The hell with the Hall of Fame

The National Baseball Hall of Fame voters have decided, collectively, not to elect anyone to the Hall this year. Curt Schilling came the closest to obtaining the required 75 percent of the votes. He collected 71.1 percent, falling 16 votes short.

Schilling’s exclusion is a travesty. He clearly had a Hall of Fame caliber career. As I wrote last year around this time:

Schilling’s career WAR (wins above replacement player) is 80.5. That’s just behind Bob Gibson and just ahead of Tom Glavine and Carl Hubbell. All three are generally considered upper tier Hall of Famers.

Like Gibson, Schilling boasts an exquisite post-season record. He went 11-2 with a 2.23 ERA and a 0.97 WHIP (walks plus hits over innings pitched) in 19 starts and 133.3 career playoff innings. Schilling won three World Series rings, was named MVP of the 1993 NLCS, and co-MVP of the 2001 World Series (with Randy Johnson).

Moreover, Schilling engaged in no baseball-related misconduct that could justify his exclusion. He didn’t throw games like Shoeless Joe Jackson. He didn’t bet on games like Pete Rose. There is no indication that he used performance enhancing drugs like Barry Bonds and Roger Clemens.

Schilling was excluded because of his politics. The Washington Post concedes this.

Joe Posnanski of the Athletic had voted for Schilling’s admission every year since the pitcher became eligible. This year he did not vote for Schilling.

What changed? Not Schilling’s stats. Not his political stances or comments. What changed is the political environment in the most contentious year of the Trump presidency — impeachment, BLM, the election, etc. What changed is the increased audacity of the cancel culture.

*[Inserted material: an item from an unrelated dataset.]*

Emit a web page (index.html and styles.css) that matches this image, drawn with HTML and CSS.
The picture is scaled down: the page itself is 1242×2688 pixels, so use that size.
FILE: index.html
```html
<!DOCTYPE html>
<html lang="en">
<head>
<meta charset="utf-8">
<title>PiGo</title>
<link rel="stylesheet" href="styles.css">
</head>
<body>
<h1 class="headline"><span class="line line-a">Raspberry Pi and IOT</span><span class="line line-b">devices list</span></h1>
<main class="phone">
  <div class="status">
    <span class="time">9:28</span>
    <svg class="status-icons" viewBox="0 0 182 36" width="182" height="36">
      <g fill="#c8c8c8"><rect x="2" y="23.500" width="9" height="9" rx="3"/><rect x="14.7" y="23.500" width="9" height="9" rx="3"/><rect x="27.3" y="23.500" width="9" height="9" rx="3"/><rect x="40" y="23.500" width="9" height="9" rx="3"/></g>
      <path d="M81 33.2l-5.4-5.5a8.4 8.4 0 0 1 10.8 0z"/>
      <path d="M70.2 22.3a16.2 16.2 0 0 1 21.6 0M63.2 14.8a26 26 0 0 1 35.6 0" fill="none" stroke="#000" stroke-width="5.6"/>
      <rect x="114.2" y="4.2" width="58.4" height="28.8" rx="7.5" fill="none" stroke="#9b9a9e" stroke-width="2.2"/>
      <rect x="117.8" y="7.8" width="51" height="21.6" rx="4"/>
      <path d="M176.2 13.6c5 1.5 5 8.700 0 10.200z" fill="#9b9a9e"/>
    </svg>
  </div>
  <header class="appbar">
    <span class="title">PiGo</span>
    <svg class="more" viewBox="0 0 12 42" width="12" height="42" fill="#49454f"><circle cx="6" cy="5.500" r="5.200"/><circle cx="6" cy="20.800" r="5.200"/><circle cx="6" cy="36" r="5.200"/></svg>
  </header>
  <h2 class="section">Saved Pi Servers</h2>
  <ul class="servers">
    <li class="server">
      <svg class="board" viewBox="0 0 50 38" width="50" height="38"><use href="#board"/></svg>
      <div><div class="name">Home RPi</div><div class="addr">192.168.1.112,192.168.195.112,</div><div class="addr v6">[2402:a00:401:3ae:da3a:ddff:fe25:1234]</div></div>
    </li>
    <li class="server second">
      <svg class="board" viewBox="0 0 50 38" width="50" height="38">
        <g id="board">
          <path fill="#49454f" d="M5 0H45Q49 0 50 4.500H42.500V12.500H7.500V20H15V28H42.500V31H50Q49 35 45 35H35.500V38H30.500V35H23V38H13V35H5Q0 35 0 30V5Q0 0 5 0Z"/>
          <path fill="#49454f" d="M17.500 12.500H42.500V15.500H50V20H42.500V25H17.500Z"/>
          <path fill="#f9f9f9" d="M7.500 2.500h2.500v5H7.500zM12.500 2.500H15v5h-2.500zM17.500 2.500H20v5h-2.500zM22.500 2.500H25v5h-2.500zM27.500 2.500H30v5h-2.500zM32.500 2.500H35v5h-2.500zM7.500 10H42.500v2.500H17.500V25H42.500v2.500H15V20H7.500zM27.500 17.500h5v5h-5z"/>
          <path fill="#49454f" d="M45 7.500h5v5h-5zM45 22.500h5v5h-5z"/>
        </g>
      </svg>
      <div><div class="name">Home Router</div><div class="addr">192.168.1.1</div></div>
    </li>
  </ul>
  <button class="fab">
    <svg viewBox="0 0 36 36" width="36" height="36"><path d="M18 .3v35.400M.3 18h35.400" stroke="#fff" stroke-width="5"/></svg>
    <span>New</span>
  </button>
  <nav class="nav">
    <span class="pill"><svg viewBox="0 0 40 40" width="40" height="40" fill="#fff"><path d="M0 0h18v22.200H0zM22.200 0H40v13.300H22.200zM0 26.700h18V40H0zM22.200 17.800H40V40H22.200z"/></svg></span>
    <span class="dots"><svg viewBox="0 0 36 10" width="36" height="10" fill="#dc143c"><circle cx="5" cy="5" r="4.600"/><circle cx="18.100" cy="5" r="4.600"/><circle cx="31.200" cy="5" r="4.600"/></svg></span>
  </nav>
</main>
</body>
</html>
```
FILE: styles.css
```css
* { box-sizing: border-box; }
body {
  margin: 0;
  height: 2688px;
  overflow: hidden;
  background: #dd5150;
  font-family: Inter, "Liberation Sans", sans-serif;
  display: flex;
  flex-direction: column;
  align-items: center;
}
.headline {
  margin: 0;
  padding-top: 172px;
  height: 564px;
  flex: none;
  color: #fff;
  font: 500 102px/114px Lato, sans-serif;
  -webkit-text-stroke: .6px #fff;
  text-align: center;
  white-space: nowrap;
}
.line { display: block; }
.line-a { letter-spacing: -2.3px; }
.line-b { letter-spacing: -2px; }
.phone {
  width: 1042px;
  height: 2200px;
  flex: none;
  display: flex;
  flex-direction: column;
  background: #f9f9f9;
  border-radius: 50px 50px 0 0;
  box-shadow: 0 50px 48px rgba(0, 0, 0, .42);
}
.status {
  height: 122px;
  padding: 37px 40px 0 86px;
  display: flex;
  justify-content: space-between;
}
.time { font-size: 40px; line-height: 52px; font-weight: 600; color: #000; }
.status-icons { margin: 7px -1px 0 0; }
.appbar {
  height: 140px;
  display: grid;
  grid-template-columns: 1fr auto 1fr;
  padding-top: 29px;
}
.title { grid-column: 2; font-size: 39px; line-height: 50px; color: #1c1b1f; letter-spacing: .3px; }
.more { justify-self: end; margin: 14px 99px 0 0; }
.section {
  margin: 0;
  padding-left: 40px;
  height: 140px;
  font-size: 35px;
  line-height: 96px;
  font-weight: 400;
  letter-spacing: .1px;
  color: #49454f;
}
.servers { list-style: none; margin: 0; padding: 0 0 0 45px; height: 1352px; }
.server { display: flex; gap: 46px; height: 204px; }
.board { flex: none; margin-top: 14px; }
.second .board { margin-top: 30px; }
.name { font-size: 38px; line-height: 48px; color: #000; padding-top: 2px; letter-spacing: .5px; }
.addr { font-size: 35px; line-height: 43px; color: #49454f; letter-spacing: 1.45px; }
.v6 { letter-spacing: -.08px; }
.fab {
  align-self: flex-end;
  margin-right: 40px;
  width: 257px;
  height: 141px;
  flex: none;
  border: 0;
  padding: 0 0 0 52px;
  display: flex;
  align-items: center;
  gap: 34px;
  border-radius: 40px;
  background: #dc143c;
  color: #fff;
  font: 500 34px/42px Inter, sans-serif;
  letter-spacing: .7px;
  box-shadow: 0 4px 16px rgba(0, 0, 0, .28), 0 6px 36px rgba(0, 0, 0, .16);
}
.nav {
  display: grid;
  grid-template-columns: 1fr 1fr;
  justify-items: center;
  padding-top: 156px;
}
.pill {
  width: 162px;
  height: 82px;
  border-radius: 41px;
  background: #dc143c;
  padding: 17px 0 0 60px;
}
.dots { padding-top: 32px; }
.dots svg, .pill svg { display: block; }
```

Posnanski insists that he didn’t blackball Schilling because the pitcher is conservative. He notes his support for Mariano Rivera, another conservative, who was elected to the Hall unanimously.

This reminds of when anti-Semites used to say, “some of my best friends are Jewish.” Yes, but a certain kind of Jewish. Or, in Posnanski’s case, a certain kind of conservative.

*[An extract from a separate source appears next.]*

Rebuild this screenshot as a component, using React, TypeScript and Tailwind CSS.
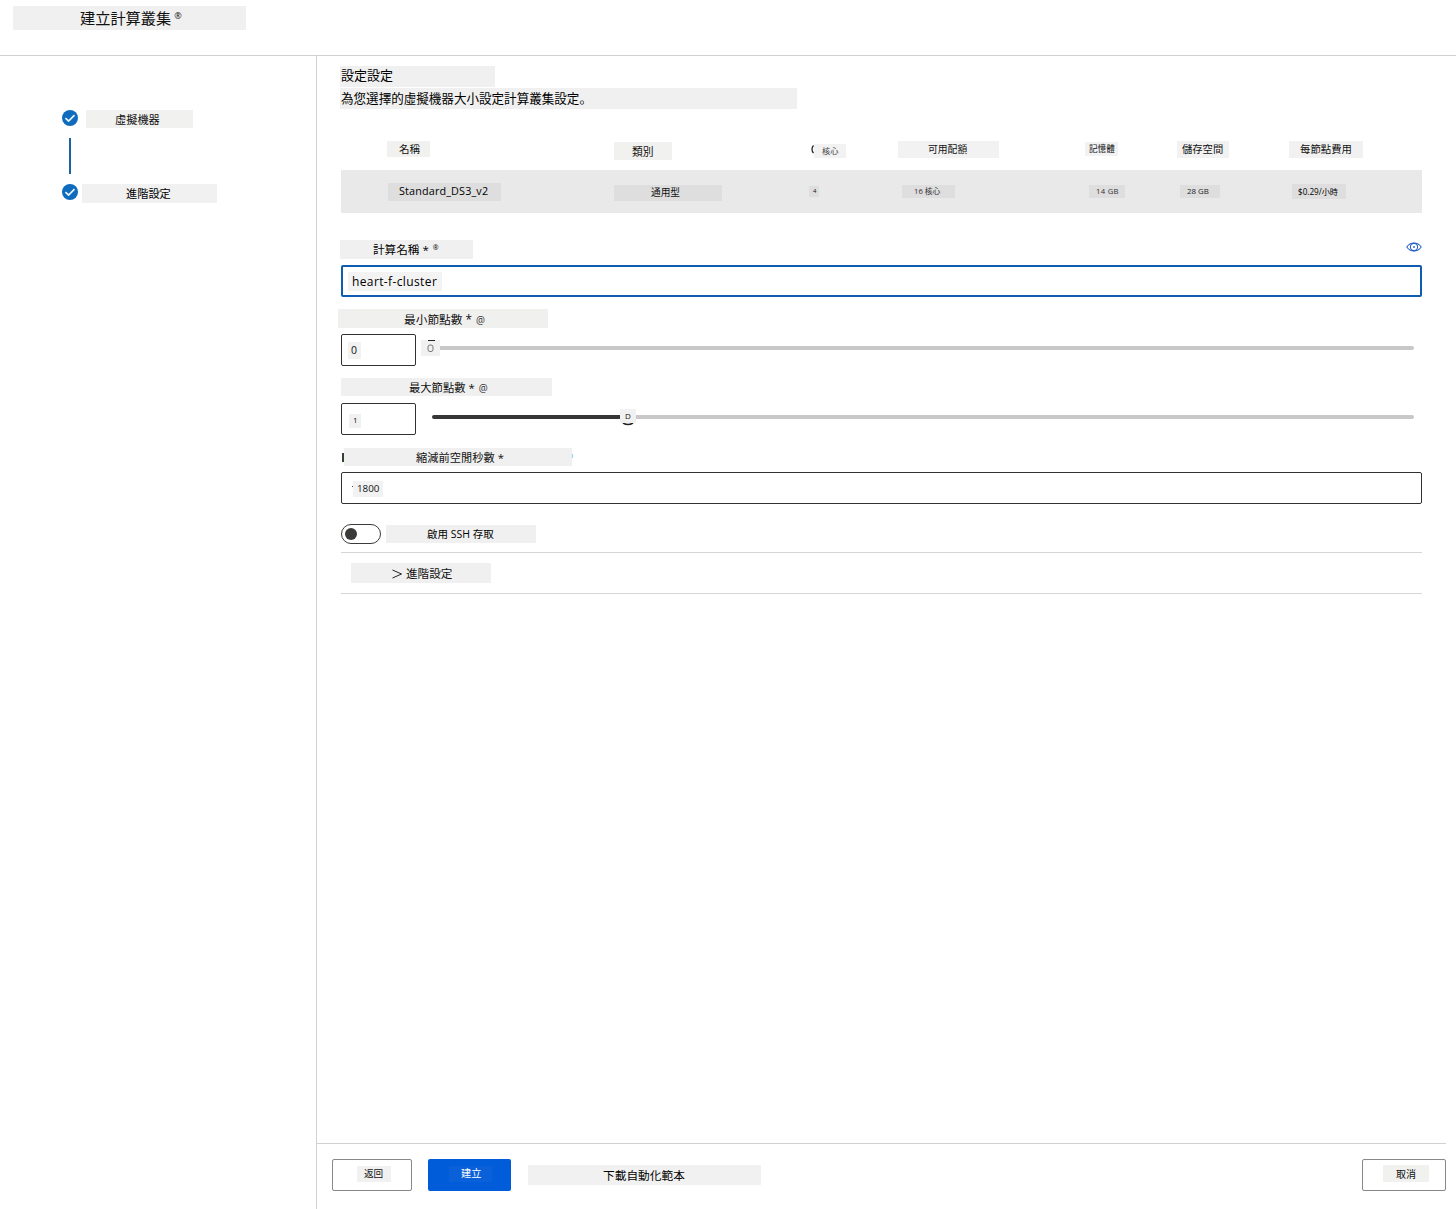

It shouldn’t matter, for purposes of the Hall of Fame, what kind of conservative a candidate is. It shouldn’t matter what his political beliefs and pronouncements are — whether about transgender individuals or anything else.

Anti-Schilling writers cite the language in the Hall of Fame instructions saying that voters should consider the “integrity, sportsmanship [and] character” of candidates. This language provides a basis for excluding Joe Jackson, Roger Clemens, Barry Bonds, and maybe Pete Rose, if voters see fit to do so.

However, if the “character” language is going to be used to exclude some conservatives for their political speech, then to hell with the Hall of Fame.

Curt Schilling now feels the same way. He has asked that his name be withdrawn from the writers’ ballot next year — the last in which he is eligible for election by the writers. Why give leftist sportswriters the opportunity to signal their “virtue” by not voting for him?

The left has marched steadily through our institutions — academia, the media (including sports pages), the corporate world. Now it has marched through the Hall of Fame. Baseball fans should no longer take the Hall seriously. Conservative fans should ignore it entirely.

Ironically, Schilling’s fame will be magnified by the writers’ snub. His name will come up whenever the Hall of Fame is discussed and his credentials frequently will be recited. He will not recede from the public’s consciousness, as he would have had he been enshrined at Cooperstown.

Curt Schilling has achieved baseball immortality.